## Provided material
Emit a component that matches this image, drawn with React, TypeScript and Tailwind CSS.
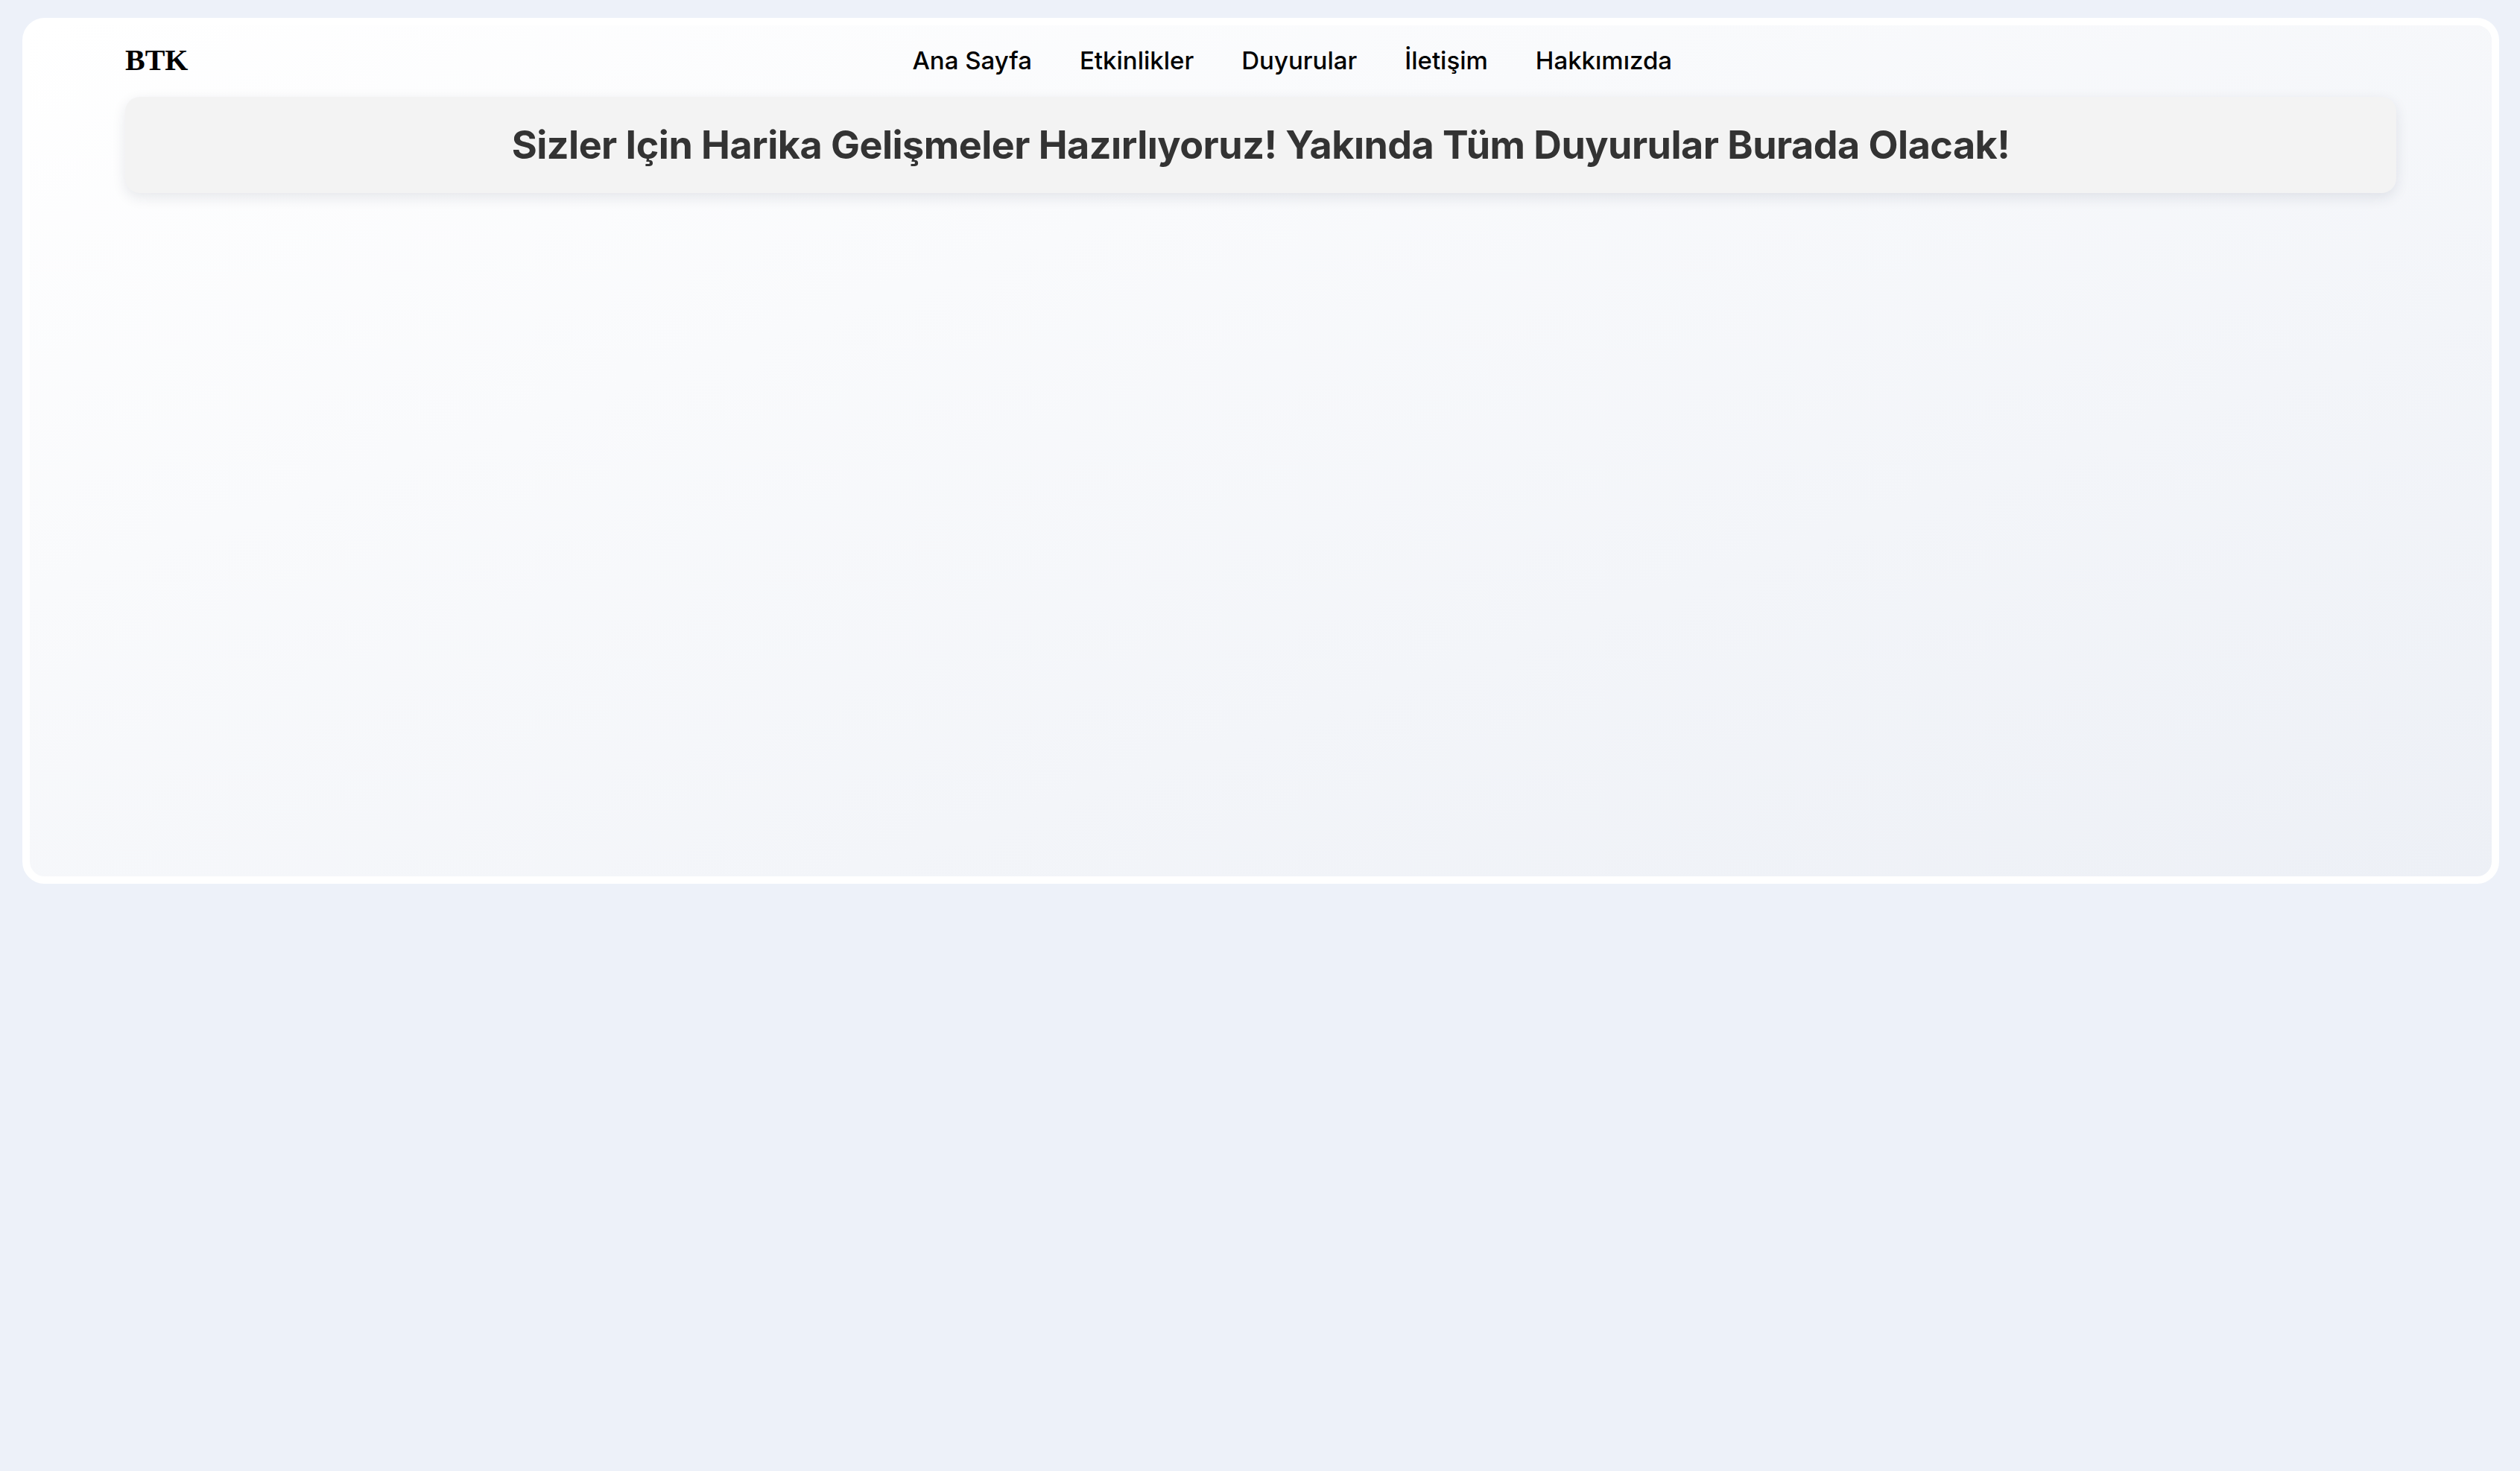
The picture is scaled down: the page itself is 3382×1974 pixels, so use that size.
const links = ['Ana Sayfa', 'Etkinlikler', 'Duyurular', 'İletişim', 'Hakkımızda'];

export default function App() {
  return (
    <div className="min-h-screen w-full bg-[#edf1f9] pt-[24px] pl-[30px] font-['Inter',sans-serif]">
      <div className="w-[3324px] h-[1162px] rounded-[30px] border-[10px] border-white bg-gradient-to-br from-[#ffffff] to-[#edf0f6]">
        <div className="px-[128px]">
          {/* Header */}
          <header className="flex items-center h-[94px]">
            <div className="font-['Liberation_Serif',serif] font-bold text-[40px] text-black leading-none">BTK</div>
            <nav className="flex-1 flex justify-center gap-[64px]">
              {links.map((l) => (
                <a key={l} href="#" className="text-[33px] font-medium text-black leading-none">
                  {l}
                </a>
              ))}
            </nav>
          </header>

          {/* Banner */}
          <div className="mt-[2px] h-[129px] rounded-[20px] bg-[#f3f3f3] shadow-[0_6px_18px_rgba(30,40,70,0.10)] flex items-center justify-center">
            <h1 className="text-[52px] font-bold text-[#333333] leading-none tracking-[-0.5px]">
              Sizler Için Harika Gelişmeler Hazırlıyoruz! Yakında Tüm Duyurular Burada Olacak!
            </h1>
          </div>
        </div>
      </div>
    </div>
  );
}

## Set problem
From start to finish, output the listing exactly, but omit its pictures.

## Solved problem
Emit a component that matches this image, drawn with React, TypeScript and Tailwind CSS.
The picture is scaled down: the page itself is 3382×1974 pixels, so use that size.
const links = ['Ana Sayfa', 'Etkinlikler', 'Duyurular', 'İletişim', 'Hakkımızda'];

export default function App() {
  return (
    <div className="min-h-screen w-full bg-[#edf1f9] pt-[24px] pl-[30px] font-['Inter',sans-serif]">
      <div className="w-[3324px] h-[1162px] rounded-[30px] border-[10px] border-white bg-gradient-to-br from-[#ffffff] to-[#edf0f6]">
        <div className="px-[128px]">
          {/* Header */}
          <header className="flex items-center h-[94px]">
            <div className="font-['Liberation_Serif',serif] font-bold text-[40px] text-black leading-none">BTK</div>
            <nav className="flex-1 flex justify-center gap-[64px]">
              {links.map((l) => (
                <a key={l} href="#" className="text-[33px] font-medium text-black leading-none">
                  {l}
                </a>
              ))}
            </nav>
          </header>

          {/* Banner */}
          <div className="mt-[2px] h-[129px] rounded-[20px] bg-[#f3f3f3] shadow-[0_6px_18px_rgba(30,40,70,0.10)] flex items-center justify-center">
            <h1 className="text-[52px] font-bold text-[#333333] leading-none tracking-[-0.5px]">
              Sizler Için Harika Gelişmeler Hazırlıyoruz! Yakında Tüm Duyurular Burada Olacak!
            </h1>
          </div>
        </div>
      </div>
    </div>
  );
}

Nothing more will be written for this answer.